Former Inmates Finding Work with Help of Dallas Attorney

A Dallas nonprofit is trying to reduce recidivism in the state by helping former inmates find resources and work out of prison.

Unlocking Doors began in 2010 as a way to connect those in prisons with the outside world. With a small staff and public-private funding, they're currently working with more than 2,000 former Texas inmates.

"Almost 100 percent of them come to us and say, 'I have no idea where to go,'" said the group's founder, Christina Melton Crain.

According to the U.S. Department of Justice, Texas has the second-largest prison population in the country, with 166,000 inmates. The state's prison recidivism rate – or the measure of those who relapse into criminal behavior – is approximately 20 percent.

Crain says that while there are agencies and organizations available, most former inmates don't know how to utilize them all.

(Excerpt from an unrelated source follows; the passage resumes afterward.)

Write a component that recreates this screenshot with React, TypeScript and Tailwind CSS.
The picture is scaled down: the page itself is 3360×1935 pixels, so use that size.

"What we do is broker and plan for you. That is going to be individualized, so yours is not going to look like mine," she explained. "We create a road map."

The group coordinates with more than 100 other groups that assist in some piece of an inmate's life, whether it be health care, counseling or employment. They then keep track of each person they help, in order to ensure they're staying on the right track.

"We've only had four who have fallen off," said Crain. "At the end of the day, hope is the big word for offenders. If you lose sight of hope, then it's all over."

It's a belief that rings true for former inmates, like Warren Lewis. After five years in a Texas prison, the father of three was released in November 2015. He immediately contacted Unlocking Doors.

"They just help setup the alley-oop for this transition," said Lewis. "I got to give all the credit in the world for those guys."

Crain's staff helped Lewis with his resume and interviewing skills before connecting him with a staffing agency. A few weeks later, he landed a job at the distribution center for At Home.

"It's good to be back in the work force, be a productive member of society," Lewis said. "Everyone needs a second chance to provide for themselves and their family."

Going forward, Crain hopes the group's success could lead to a more collaborative effort between federal, state and local agencies.

"We're getting data for them. They want something to hang their hat on," Crain explained. "This works."